An introduction to modern tools for collaborative science
Best practices in co-developing and co-authoring
- Luca Heltai (luca.heltai@sissa.it)
The official course page, with the schedule and up-to-date information is
https://www.math.sissa.it/course/phd-course/collaborative-science-2022-2023
Course information
Collaboration (or the action of working with someone to produce something) is one of the fundamental pillars in Science.
While some types of collaborative efforts are done synchronously (either "in person", during coffee breaks, using blackboards, whiteboards, workshops, etc., or "remotely" via phone calls, skype/zoom/meets meetings, email exchanges, etc.), most of the time they require separate efforts from the various participants, which then need to be synchronized.
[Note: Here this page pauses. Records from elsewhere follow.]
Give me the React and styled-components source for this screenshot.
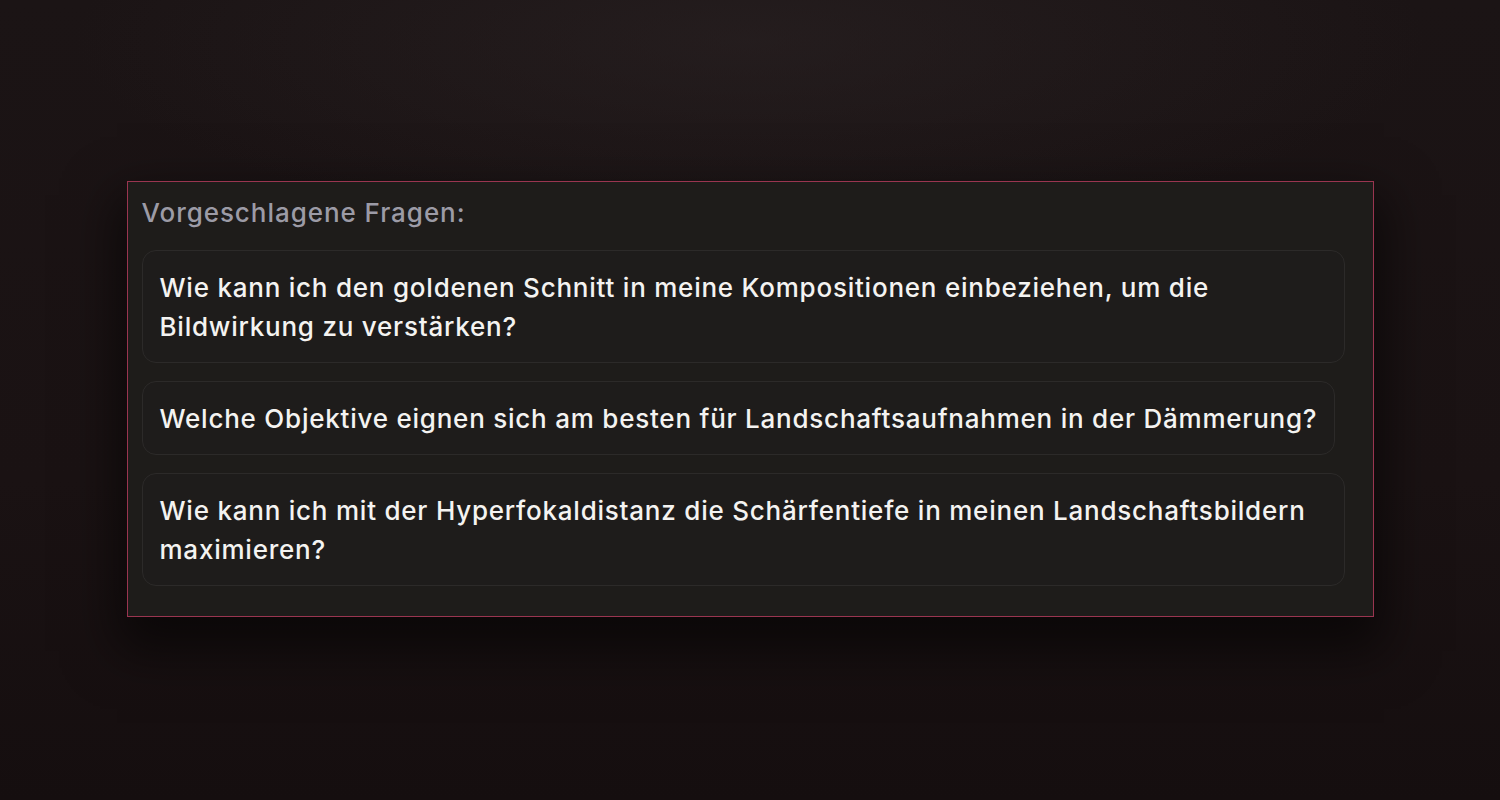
import styled, { createGlobalStyle } from 'styled-components'

const GlobalStyle = createGlobalStyle`
  html, body {
    margin: 0;
    padding: 0;
    height: 100%;
  }

  body {
    background-color: #1b1314;
    font-family: Inter, 'Noto Sans', 'Liberation Sans', sans-serif;
  }
`

const Page = styled.main`
  display: flex;
  justify-content: center;
  align-items: flex-start;
  box-sizing: border-box;
  width: 1500px;
  height: 800px;
  padding-top: 181px;
  background:
    radial-gradient(ellipse 900px 260px at 50% 40px, rgba(44, 36, 37, 0.55), transparent 75%),
    linear-gradient(180deg, #1b1415 0%, #1a1213 60%, #150e0f 100%);
`

const Panel = styled.section`
  display: flex;
  flex-direction: column;
  align-items: flex-start;
  gap: 18px;
  box-sizing: border-box;
  width: 1247px;
  padding: 11px 28px 30px 14px;
  border: 1px solid #9a3550;
  background-color: #1e1c1a;
  box-shadow: 0 24px 48px 10px rgba(0, 0, 0, 0.55);
`

const Title = styled.h3`
  margin: 0;
  font-size: 26px;
  font-weight: 500;
  line-height: 39px;
  letter-spacing: 0.95px;
  color: #9c9ba6;
`

const Suggestion = styled.button`
  box-sizing: border-box;
  max-width: 100%;
  padding: 17px 17px 16px;
  border: 1px solid #2c2a29;
  border-radius: 14px;
  background-color: #1e1c1b;
  font-family: inherit;
  font-size: 26px;
  font-weight: 500;
  line-height: 39px;
  letter-spacing: 0.77px;
  text-align: left;
  color: #f4f3f1;
  cursor: pointer;

  &:hover {
    background-color: #252321;
  }
`

const questions = [
  'Wie kann ich den goldenen Schnitt in meine Kompositionen einbeziehen, um die Bildwirkung zu verstärken?',
  'Welche Objektive eignen sich am besten für Landschaftsaufnahmen in der Dämmerung?',
  'Wie kann ich mit der Hyperfokaldistanz die Schärfentiefe in meinen Landschaftsbildern maximieren?',
]

function App() {
  return (
    <>
      <GlobalStyle />
      <Page>
        <Panel>
          <Title>Vorgeschlagene Fragen:</Title>
          {questions.map((q) => (
            <Suggestion key={q} type='button'>
              {q}
            </Suggestion>
          ))}
        </Panel>
      </Page>
    </>
  )
}

export default App
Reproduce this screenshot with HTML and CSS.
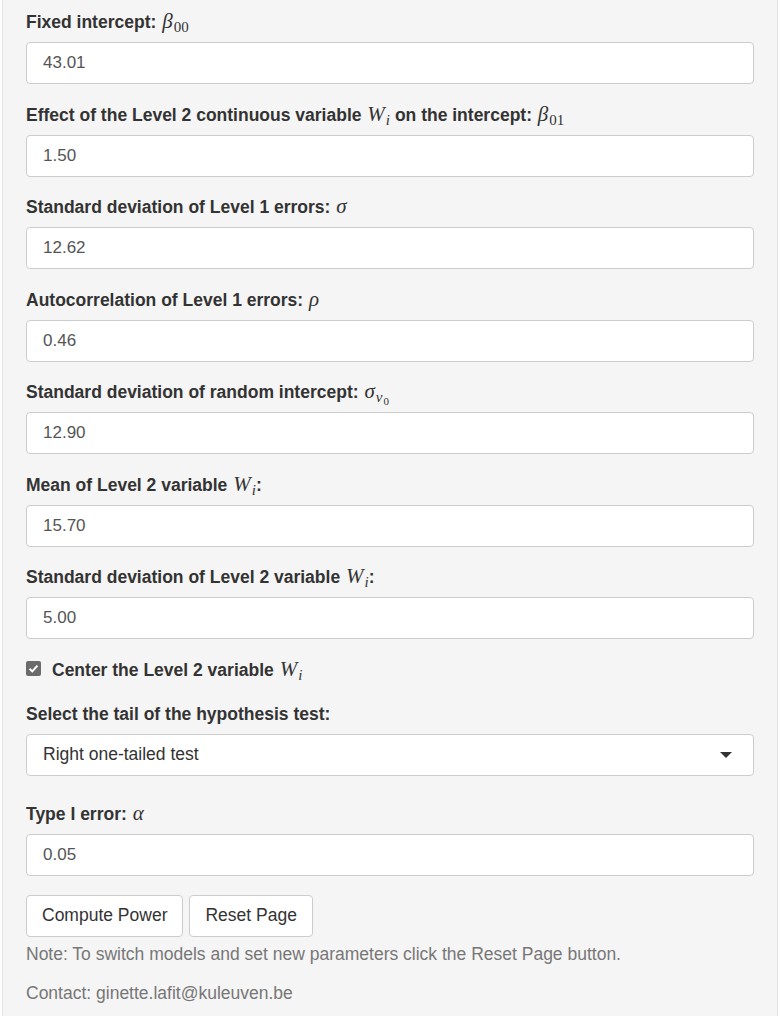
FILE: index.html
```html
<!DOCTYPE html>
<html>
<head>
<meta charset="utf-8">
<link rel="stylesheet" href="styles.css">
</head>
<body>
<div class="well">
  <div class="group">
    <label class="lbl">Fixed intercept: <span class="math"><i>β</i><sub class="num">00</sub></span></label>
    <div class="input">43.01</div>
  </div>
  <div class="group">
    <label class="lbl">Effect of the Level 2 continuous variable <span class="math"><i>W</i><sub><i>i</i></sub></span> on the intercept: <span class="math"><i>β</i><sub class="num">01</sub></span></label>
    <div class="input">1.50</div>
  </div>
  <div class="group">
    <label class="lbl">Standard deviation of Level 1 errors: <span class="math"><i>σ</i></span></label>
    <div class="input">12.62</div>
  </div>
  <div class="group">
    <label class="lbl">Autocorrelation of Level 1 errors: <span class="math"><i>ρ</i></span></label>
    <div class="input">0.46</div>
  </div>
  <div class="group">
    <label class="lbl">Standard deviation of random intercept: <span class="math"><i>σ</i><sub><i>ν</i><sub class="num sub2">0</sub></sub></span></label>
    <div class="input">12.90</div>
  </div>
  <div class="group">
    <label class="lbl">Mean of Level 2 variable <span class="math"><i>W</i><sub><i>i</i></sub></span>:</label>
    <div class="input">15.70</div>
  </div>
  <div class="group">
    <label class="lbl">Standard deviation of Level 2 variable <span class="math"><i>W</i><sub><i>i</i></sub></span>:</label>
    <div class="input">5.00</div>
  </div>
  <div class="check-row">
    <span class="checkbox"><svg width="11" height="11" viewBox="0 0 11 11"><path d="M1.6 5.8 L4.3 8.4 L9.4 2.6" fill="none" stroke="#fff" stroke-width="2"/></svg></span>
    <span class="check-text">Center the Level 2 variable <span class="math"><i>W</i><sub><i>i</i></sub></span></span>
  </div>
  <div class="group select-group">
    <label class="lbl">Select the tail of the hypothesis test:</label>
    <div class="select">
      <span>Right one-tailed test</span>
      <span class="caret"></span>
    </div>
  </div>
  <div class="group last-group">
    <label class="lbl">Type I error: <span class="math"><i>α</i></span></label>
    <div class="input">0.05</div>
  </div>
  <div class="buttons">
    <button class="btn">Compute Power</button>
    <button class="btn">Reset Page</button>
  </div>
  <p class="note">Note: To switch models and set new parameters click the Reset Page button.</p>
  <p class="note contact">Contact: ginette.lafit@kuleuven.be</p>
</div>
</body>
</html>
```
FILE: styles.css
```css
html, body {
  margin: 0;
  padding: 0;
  background: #ffffff;
  height: 1016px;
  overflow: hidden;
}
body {
  font-family: "Liberation Sans", Arial, sans-serif;
  font-size: 17.5px;
  color: #333333;
}
.well {
  margin-left: 2px;
  width: 776px;
  box-sizing: border-box;
  background: #f5f5f5;
  border-left: 1px solid #e3e3e3;
  border-right: 1px solid #e3e3e3;
  padding: 12px 23px 40px 23px;
  min-height: 1016px;
}
.group {
  margin-bottom: 20.5px;
}
.lbl {
  display: block;
  font-weight: bold;
  line-height: 20px;
  height: 20px;
  margin-bottom: 10px;
  white-space: nowrap;
}
.math {
  font-family: "Liberation Serif", "Times New Roman", serif;
  font-weight: normal;
  font-size: 21px;
  line-height: 0;
  margin-left: 1px;
}
.math i {
  font-style: italic;
}
.math sub {
  font-size: 15px;
  vertical-align: -4px;
  line-height: 0;
  margin-left: 1px;
}
.math sub.sub2 {
  font-size: 11px;
  vertical-align: -3px;
}
.input, .select {
  box-sizing: border-box;
  height: 42px;
  background: #ffffff;
  border: 1px solid #cccccc;
  border-radius: 4px;
  padding: 0 16px;
  display: flex;
  align-items: center;
  color: #555555;
  font-size: 17px;
}
.select {
  color: #333333;
  font-size: 17.5px;
  justify-content: space-between;
  padding-right: 21px;
}
.caret {
  width: 0;
  height: 0;
  border-left: 6px solid transparent;
  border-right: 6px solid transparent;
  border-top: 6px solid #333333;
  margin-top: 1px;
}
.check-row {
  display: flex;
  align-items: center;
  height: 20px;
  line-height: 20px;
  margin-bottom: 24px;
}
.checkbox {
  box-sizing: border-box;
  width: 15px;
  height: 15px;
  background: #6b6b6b;
  border-radius: 2px;
  display: flex;
  align-items: center;
  justify-content: center;
  margin-right: 11px;
  margin-top: -2px;
}
.checkbox svg {
  display: block;
}
.check-text {
  font-weight: bold;
  white-space: nowrap;
}
.select-group {
  margin-bottom: 28px;
}
.last-group {
  margin-bottom: 19px;
}
.buttons {
  display: flex;
  gap: 6px;
}
.btn {
  box-sizing: border-box;
  height: 42px;
  padding: 0 15px;
  background: #ffffff;
  border: 1px solid #cccccc;
  border-radius: 4px;
  font-family: "Liberation Sans", Arial, sans-serif;
  font-size: 17.5px;
  color: #333333;
}
.note {
  margin: 7px 0 0 0;
  line-height: 20px;
  color: #777777;
}
.contact {
  margin-top: 19px;
}
```
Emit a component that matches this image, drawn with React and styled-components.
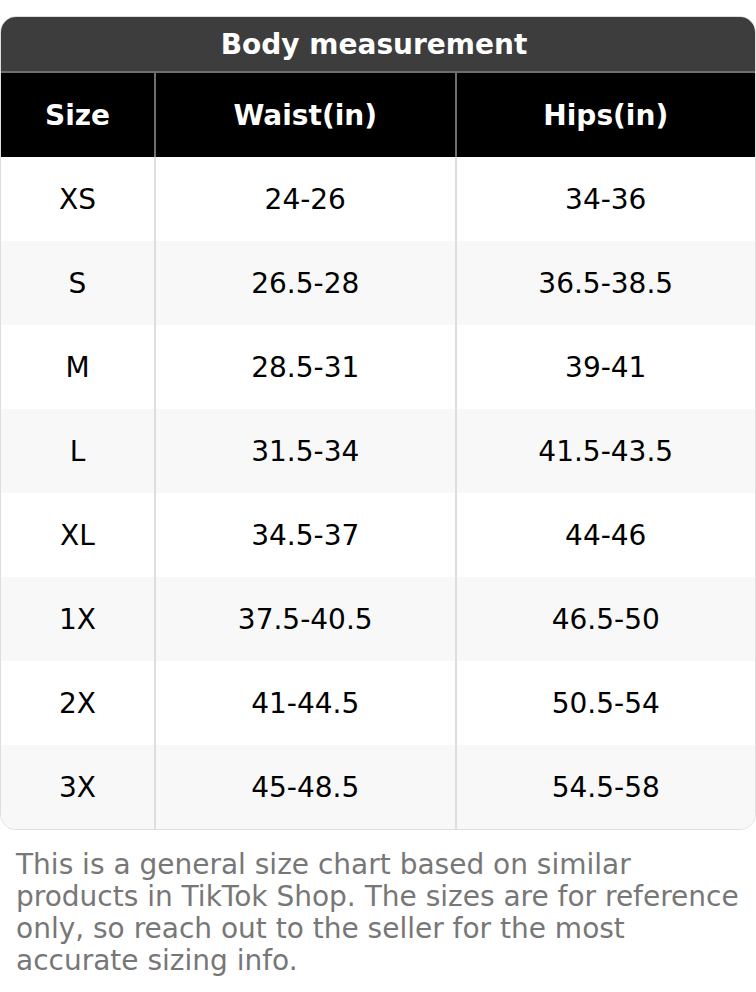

Let's take the action of writing a paper (using LaTeX) with a co-author as an example. John and Jane have discussed a new and interesting topic on the black board, and now they want to write it down.
Jane starts up, and prepares a draft, with title, sections, and so on. John waits for Jane to be finished, then starts working on the same document. Wait. How do Jane and John exchange information (in this case, a LaTeX document)?
A workflow could look like the following:
- Jane works on a document. Then sends it by email to John.
- John receives the document. He changes it. John sends it back to Jane. Jane receives it and replaces the old document with the new one, or saves it as a new file (with a meaningful name, like
document_v2.txt
). - Repeat.
In a simple and linear world, this would work fine. However:
- Working in parallel is difficult. With more than two authors, life becomes cumbersome, to say the least.
- Overwriting the wrong file is always a risk, and agreeing on the right naming convention is often more difficult than it looks like.
- We'll end up with our directories full of files like
document_final_final_2_really_final.tex
- Often we end up with files that don’t compile, and we need to start “chasing for errors”, before we can even start working on our task
In this short course I'll discuss modern tools used to automate the above process, and to introduce fail-safe habits that will make your life as a researcher much easier. In particular, the main topics of this course will be:
-
Verion control systems
- An historical overview (RCS -> CVS -> SVN -> GIT)
- Using GIT for single user projects
- Using GIT for small collaborative projects
- Using GIT for large collaborative projects
- Github examples
-
Testing systems
- Unit tests
- Functional tests
- Integration tests
-
Continuous integration systems
- Combining version control systems and test systems
- Github actions
-
Container systems
- Docker
- Singularity
- Integrating docker or singularity with github actions
- Integrating docker with Visual Studio Code
At the end of the course, you will be able to setup a collaborative environment that will make your day-to-day work much safer, and much more effective, both if you work alone, or if you collaborate with hundreds of other people.
We'll work through some examples based on the LaTeX typesetting language, and on the python programming language. You will end up with two template repositories (one for a LaTeX paper, and one for a python project) that will allow you to bootstrap your day-to-day research with state-of-the-art tools for collaborative science development.
Particular attention will be dedicated to reproducibility, providing a safe way to share programming environments (containers) both with colleagues, with automated testing systems (github actions/travis CI/etc.), and with cluster programming environments (Ulysses) including ways to guarantee reproducibility of your results
References and Text Books:
-
Pro Git, Scott Chacon, [E-Book-ENG]
-
Git Immersion [Interactive Site]
-
Learn git branching [Interactive Site]
A final note
This repository contains assignements, workspaces, and other material for the course "An introduction to modern tools for collaborative science"
New material will be uploaded frequently,
Remember to set a second remote, either to our seed
git remote add teacher https://github.com/luca-heltai/collaborative-science-2022-2023.git
or (if using ssh keys in your github account)
git remote add teacher
git@github.com:luca-heltai/collaborative-science-2022-2023.git
and to update before the lectures:
git pull teacher
main
Please consider contributing pull requests to correct typos, or better document the material in this repository!